==== Stored records

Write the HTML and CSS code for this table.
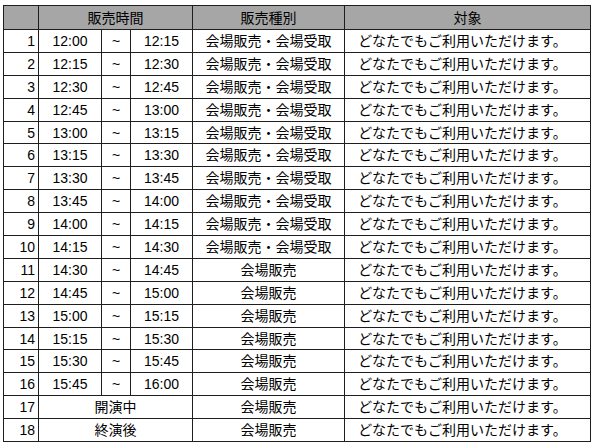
FILE: index.html
```html
<!DOCTYPE html>
<html lang="ja">
<head>
<meta charset="utf-8">
<link rel="stylesheet" href="styles.css">
</head>
<body>
<div class="wrap">
<table class="sched">
<colgroup>
<col class="c-no"><col class="c-from"><col class="c-tilde"><col class="c-to"><col class="c-type"><col class="c-target">
</colgroup>
<thead>
<tr><th></th><th colspan="3">販売時間</th><th>販売種別</th><th>対象</th></tr>
</thead>
<tbody>
<tr><td class="no">1</td><td>12:00</td><td>~</td><td>12:15</td><td>会場販売・会場受取</td><td class="tg">どなたでもご利用いただけます。</td></tr>
<tr><td class="no">2</td><td>12:15</td><td>~</td><td>12:30</td><td>会場販売・会場受取</td><td class="tg">どなたでもご利用いただけます。</td></tr>
<tr><td class="no">3</td><td>12:30</td><td>~</td><td>12:45</td><td>会場販売・会場受取</td><td class="tg">どなたでもご利用いただけます。</td></tr>
<tr><td class="no">4</td><td>12:45</td><td>~</td><td>13:00</td><td>会場販売・会場受取</td><td class="tg">どなたでもご利用いただけます。</td></tr>
<tr><td class="no">5</td><td>13:00</td><td>~</td><td>13:15</td><td>会場販売・会場受取</td><td class="tg">どなたでもご利用いただけます。</td></tr>
<tr><td class="no">6</td><td>13:15</td><td>~</td><td>13:30</td><td>会場販売・会場受取</td><td class="tg">どなたでもご利用いただけます。</td></tr>
<tr><td class="no">7</td><td>13:30</td><td>~</td><td>13:45</td><td>会場販売・会場受取</td><td class="tg">どなたでもご利用いただけます。</td></tr>
<tr><td class="no">8</td><td>13:45</td><td>~</td><td>14:00</td><td>会場販売・会場受取</td><td class="tg">どなたでもご利用いただけます。</td></tr>
<tr><td class="no">9</td><td>14:00</td><td>~</td><td>14:15</td><td>会場販売・会場受取</td><td class="tg">どなたでもご利用いただけます。</td></tr>
<tr><td class="no">10</td><td>14:15</td><td>~</td><td>14:30</td><td>会場販売・会場受取</td><td class="tg">どなたでもご利用いただけます。</td></tr>
<tr><td class="no">11</td><td>14:30</td><td>~</td><td>14:45</td><td>会場販売</td><td class="tg">どなたでもご利用いただけます。</td></tr>
<tr><td class="no">12</td><td>14:45</td><td>~</td><td>15:00</td><td>会場販売</td><td class="tg">どなたでもご利用いただけます。</td></tr>
<tr><td class="no">13</td><td>15:00</td><td>~</td><td>15:15</td><td>会場販売</td><td class="tg">どなたでもご利用いただけます。</td></tr>
<tr><td class="no">14</td><td>15:15</td><td>~</td><td>15:30</td><td>会場販売</td><td class="tg">どなたでもご利用いただけます。</td></tr>
<tr><td class="no">15</td><td>15:30</td><td>~</td><td>15:45</td><td>会場販売</td><td class="tg">どなたでもご利用いただけます。</td></tr>
<tr><td class="no">16</td><td>15:45</td><td>~</td><td>16:00</td><td>会場販売</td><td class="tg">どなたでもご利用いただけます。</td></tr>
<tr><td class="no">17</td><td colspan="3">開演中</td><td>会場販売</td><td class="tg">どなたでもご利用いただけます。</td></tr>
<tr><td class="no">18</td><td colspan="3">終演後</td><td>会場販売</td><td class="tg">どなたでもご利用いただけます。</td></tr>
</tbody>
</table>
</div>
</body>
</html>
```
FILE: styles.css
```css
html, body {
  margin: 0;
  padding: 0;
  background: #ffffff;
}
.wrap {
  padding: 5px 0 0 3px;
}
.sched {
  border-collapse: collapse;
  table-layout: fixed;
  width: 587px;
  font-family: "Liberation Sans", "Noto Sans CJK JP", sans-serif;
  font-size: 14px;
  color: #000;
}
.c-no { width: 35px; }
.c-from { width: 63px; }
.c-tilde { width: 29px; }
.c-to { width: 62px; }
.c-type { width: 152px; }
.c-target { width: 246px; }
.sched th, .sched td {
  border: 1px solid #1e1e1e;
  padding: 0;
  text-align: center;
  font-weight: normal;
  line-height: 16px;
  white-space: nowrap;
}
.sched thead th {
  background: #a6a6a6;
  height: 23px;
}
.sched tbody td {
  height: 21.9px;
}
.sched td.no {
  text-align: right;
  padding-right: 3px;
}
.sched td.tg {
  padding-right: 10px;
}
```
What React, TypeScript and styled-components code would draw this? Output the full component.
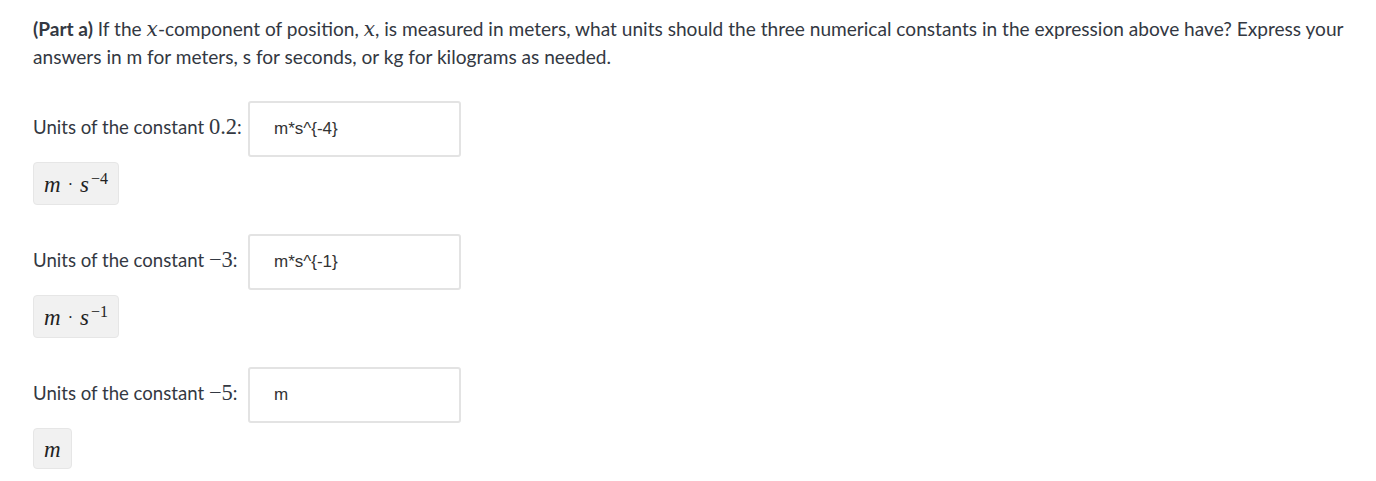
import React from "react";
import styled, { createGlobalStyle } from "styled-components";

const Global = createGlobalStyle`
  html, body { margin: 0; padding: 0; background: #ffffff; }
  body { font-family: "Lato", "Noto Sans", sans-serif; color: #333842; }
`;

const Page = styled.div`
  padding: 15px 33px 12px 33px;
  display: flex;
  flex-direction: column;
`;

const Prompt = styled.p`
  margin: 0 0 30px 0;
  font-size: 19.1px;
  line-height: 28px;
  color: #333842;
`;

const Line = styled.span`
  display: block;
  white-space: nowrap;
`;

const Strong = styled.strong`
  font-weight: 700;
`;

const MathI = styled.span`
  font-family: "DejaVu Serif", "Liberation Serif", serif;
  font-style: italic;
  font-size: 1.05em;
  line-height: 1;
`;

const MathR = styled.span`
  font-family: "Liberation Serif", "DejaVu Serif", serif;
  font-size: 1.21em;
  line-height: 1;
`;

const Block = styled.div`
  display: flex;
  flex-direction: column;
  align-items: flex-start;
  gap: 5px;
  margin-bottom: 29px;
  &:last-child { margin-bottom: 0; }
`;

const Row = styled.label`
  display: grid;
  grid-template-columns: 210px 213px;
  align-items: center;
  column-gap: 5px;
  font-size: 18.6px;
  color: #333842;
`;

const LabelText = styled.span`
  white-space: nowrap;
  position: relative;
  top: -2px;
`;

const Input = styled.input`
  box-sizing: border-box;
  width: 213px;
  height: 56px;
  border: 2px solid #e3e3e3;
  border-radius: 3px;
  padding: 0 0 0 24px;
  font-family: "Liberation Sans", Arial, sans-serif;
  font-size: 17px;
  color: #333;
  background: #fff;
  outline: none;
`;

const Preview = styled.div<{ $h: number }>`
  box-sizing: border-box;
  height: ${(p) => p.$h}px;
  display: flex;
  align-items: center;
  padding: 2px 10px 0 10px;
  background: #f1f1f1;
  border: 1px solid #e6e6e6;
  border-radius: 4px;
  font-family: "Liberation Serif", "DejaVu Serif", serif;
  font-size: 23px;
  color: #222;
`;

const Var = styled.span`
  font-style: italic;
`;

const Dot = styled.span`
  margin: 0 7px;
  font-size: 16px;
`;

const Sup = styled.sup`
  font-size: 16px;
  position: relative;
  top: -6px;
  margin-left: 2px;
`;

type Item = { constant: React.ReactNode; value: string; exp: string | null; h: number };

const items: Item[] = [
  { constant: <MathR>0.2</MathR>, value: "m*s^{-4}", exp: "−4", h: 43 },
  { constant: <MathR>−3</MathR>, value: "m*s^{-1}", exp: "−1", h: 43 },
  { constant: <MathR>−5</MathR>, value: "m", exp: null, h: 41 },
];

export default function App() {
  return (
    <>
      <Global />
      <Page>
        <Prompt>
          <Line>
            <Strong>(Part a)</Strong> If the <MathI>x</MathI>-component of position, <MathI>x</MathI>, is measured in
            meters, what units should the three numerical constants in the expression above have? Express your
          </Line>
          <Line>answers in m for meters, s for seconds, or kg for kilograms as needed.</Line>
        </Prompt>
        {items.map((it, i) => (
          <Block key={i}>
            <Row>
              <LabelText>
                Units of the constant {it.constant}:
              </LabelText>
              <Input defaultValue={it.value} />
            </Row>
            <Preview $h={it.h}>
              <Var>m</Var>
              {it.exp && (
                <>
                  <Dot>·</Dot>
                  <Var>s</Var>
                  <Sup>{it.exp}</Sup>
                </>
              )}
            </Preview>
          </Block>
        ))}
      </Page>
    </>
  );
}
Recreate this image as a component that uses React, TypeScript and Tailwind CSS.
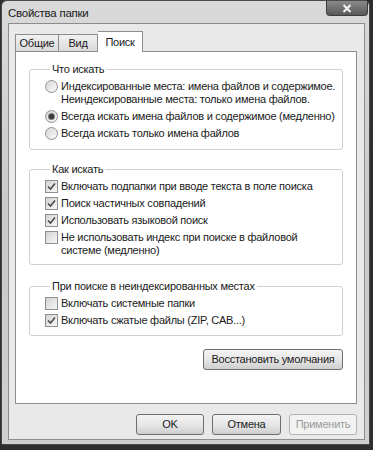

========

Given exercise — Tally the lines above that contain the word "table", and reply with only the number.

Exercise response — 4